Dies gilt vor allem für die Arbeitslosigkeit. Sie ist unterdessen für die gesamte industrielle Welt eine Herausforderung. Keiner kennt wirklich ein rasch wirkendes Mittel. Aber die Antwort darf nicht die Aufkündigung des Weges der sozialen Marktwirtschaft sein, wie ihn die Bundesrepublik mit Erfolg vor der Vereinigung beschritten hatte. Dieser Weg hatte zum 3. Oktober 1990 geführt - nicht der des "Kapitalismus", der über den "real vegetierenden Sozialismus" siegt.

Schwierig und schön

Trotz aller Schwierigkeiten: Deutsch-land ist gerade im 10. Jahr seiner staatlichen Einheit nicht nur ein schwieriges Vaterland. Es ist schön. Wer mit offenen Augen die gesamte Bundesrepublik kennen lernt, der kann überall - auch - blühende Landschaften kennen lernen.
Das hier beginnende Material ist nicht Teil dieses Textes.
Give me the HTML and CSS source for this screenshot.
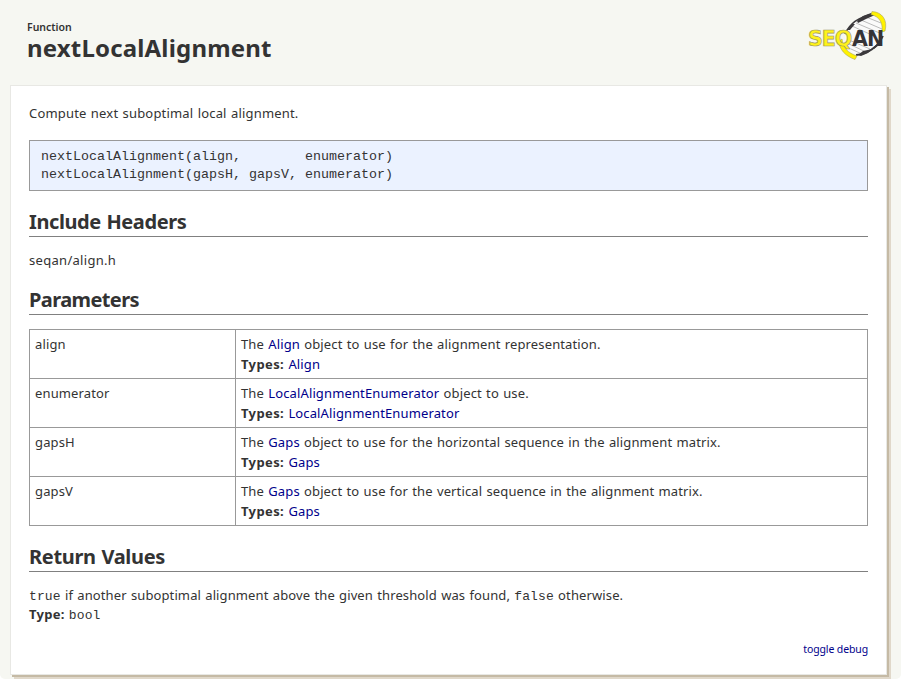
FILE: index.html
```html
<!DOCTYPE html>
<html lang="en">
<head>
<meta charset="utf-8">
<title>nextLocalAlignment</title>
<link rel="stylesheet" href="styles.css">
</head>
<body>
<div class="page">
<header class="header">
<div class="titles"><div class="kind">Function</div><h1>nextLocalAlignment</h1></div>
<svg class="logo" width="80" height="52" viewBox="0 0 80 52">
<path d="M37 28C42 15 53 6 65 5C77 8 77 23 73 33C67 40 59 44 49 46C43 43 38 37 37 28Z" fill="#fafafa"/>
<g stroke="#aaa" stroke-width=".8"><path d="M58 8L73 14M53 11L74 20M48 14L74 25M44 17L66 27M41 31L62 40M41 35L58 43M43 40L54 45"/></g>
<path d="M37 25C41 16 50 8 65 5" fill="none" stroke="#3b393c" stroke-width="1.6"/>
<path d="M49 12L55 7L63 4L67 6L58 10L50 14ZM39 21L44 15L47 15L42 21Z" fill="#3b393c"/>
<path d="M48 46C60 45 70 38 75 27" fill="none" stroke="#3b393c" stroke-width="1.8"/>
<path d="M50 46L55 42L64 40L60 44L53 47ZM63 40L69 35L71 36L66 40Z" fill="#3b393c"/>
<path d="M64 2.500C74 3 80 11 77 22L74 23C75 14 72 8 63 5.500ZM34 30C35 39 40 44 49 47L47 50.500C37 47 31 40 31 32Z" fill="#fff200" stroke="#aaa45f" stroke-width=".6"/>
<text class="seq" x="0" y="37">SEQ</text><text class="an" x="44" y="37">AN</text>
</svg>
</header>
<main class="card">
<p class="intro">Compute next suboptimal local alignment.</p>
<pre>nextLocalAlignment(align,        enumerator)
nextLocalAlignment(gapsH, gapsV, enumerator)</pre>
<h2 class="h-include">Include Headers</h2>
<p class="include">seqan/align.h</p>
<h2 class="h-params">Parameters</h2>
<table>
<tr><td>align</td><td>The <a>Align</a> object to use for the alignment representation.<br><b>Types:</b> <a>Align</a></td></tr>
<tr><td>enumerator</td><td>The <a>LocalAlignmentEnumerator</a> object to use.<br><b>Types:</b> <a>LocalAlignmentEnumerator</a></td></tr>
<tr><td>gapsH</td><td>The <a>Gaps</a> object to use for the horizontal sequence in the alignment matrix.<br><b>Types:</b> <a>Gaps</a></td></tr>
<tr><td>gapsV</td><td>The <a>Gaps</a> object to use for the vertical sequence in the alignment matrix.<br><b>Types:</b> <a>Gaps</a></td></tr>
</table>
<h2 class="h-return">Return Values</h2>
<p class="returns"><code>true</code> if another suboptimal alignment above the given threshold was found, <code>false</code> otherwise.</p>
<p class="type"><b>Type:</b> <code>bool</code></p>
<div class="debug"><a>toggle debug</a></div>
</main>
</div>
</body>
</html>
```
FILE: styles.css
```css
* { box-sizing: border-box; }
html { background: #fff; }
body { margin: 0; height: 679px; overflow: hidden; color: #333; font: 13px/20px "Noto Sans", sans-serif; letter-spacing: .13px; word-spacing: .75px; }
.page { height: 679px; background: #f6f7f2; border-radius: 0 0 5px 5px; }
.header { height: 85px; display: flex; justify-content: space-between; padding: 9px 13px 0 27px; }
.titles { padding-top: 10px; }
.kind { font-size: 10.5px; line-height: 16px; font-weight: 600; letter-spacing: 0; }
h1 { margin: 0; font-size: 24px; line-height: 26px; font-weight: 700; letter-spacing: .17px; }
.logo { display: block; word-spacing: 0; }
.seq, .an { font: bold 20.5px "DejaVu Sans", sans-serif; }
.seq { fill: #fff21a; stroke: #9c985e; stroke-width: .7px; letter-spacing: -1px; }
.an { fill: #353337; letter-spacing: -.8px; }
.card { width: 877px; height: 590px; margin-left: 10px; padding: 17px 18px 0; background: #fff; border: 1px solid #e8e8e4; box-shadow: 2px 2px 0 #c5baa5, 4px 4px 0 #e0d8ca; }
p, pre, h2 { margin: 0; }
.intro { letter-spacing: .18px; }
pre { height: 51px; margin-top: 17px; padding: 7px 11px; border: 1px solid #999; background: #ebf2ff; font: 13.33px/18px "Liberation Mono", monospace; letter-spacing: 0; word-spacing: 0; }
h2 { height: 28px; font-size: 20px; line-height: 26px; border-bottom: 1px solid #808080; }
.h-include { margin-top: 18px; letter-spacing: -.4px; }
.include { margin-top: 13px; letter-spacing: .3px; }
.h-params { margin-top: 17px; letter-spacing: -.6px; }
table { width: 839px; margin-top: 14px; border-collapse: collapse; table-layout: fixed; }
td { height: 49px; padding: 4px 5px; border: 1px solid #999; vertical-align: top; }
td:first-child { width: 206px; }
td b { letter-spacing: .38px; }
a { color: #00008b; }
.h-return { margin-top: 18px; letter-spacing: -.32px; }
.returns { height: 19px; margin-top: 13px; letter-spacing: .115px; }
.type { height: 21px; }
.type b { letter-spacing: .25px; }
code { font: 13px "Liberation Mono", monospace; }
.debug { margin-top: 14px; text-align: right; font-size: 10.5px; letter-spacing: -.12px; word-spacing: 0; }
```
Solche Reisen müssten zum Pensum jeder Schule gehören.

Als sich zum Beispiel der Bonner Potsdam-Club mit der Oberbürgermeisterin Bärbel Dieckmann und dem Brandenburger Ministerpräsidenten Manfred Stolpe traf. Oder sich in einem Dorf in Thüringen zum ersten Mal der Einschulungsjahrgang 1946 - heute aus "Ost" und "West" - wiedersah.

Was schon alles gelungen ist, das hat es schwerer, das Licht der Medien zu erblicken. Auch deshalb ist es gut, dass die Scheinwerfer beim Tag der Deutschen Einheit nicht nur auf Berlin gerichtet werden, sondern von Jahr zu Jahr auf das Land, das gerade den Vorsitz im Bundesrat hat. Diesmal ist Sachsen an der Reihe. Besser konnte es nicht kommen, denn ohne den Mut der damals gar nicht mehr gemütlichen Sachsen wäre die Wende nicht denkbar gewesen.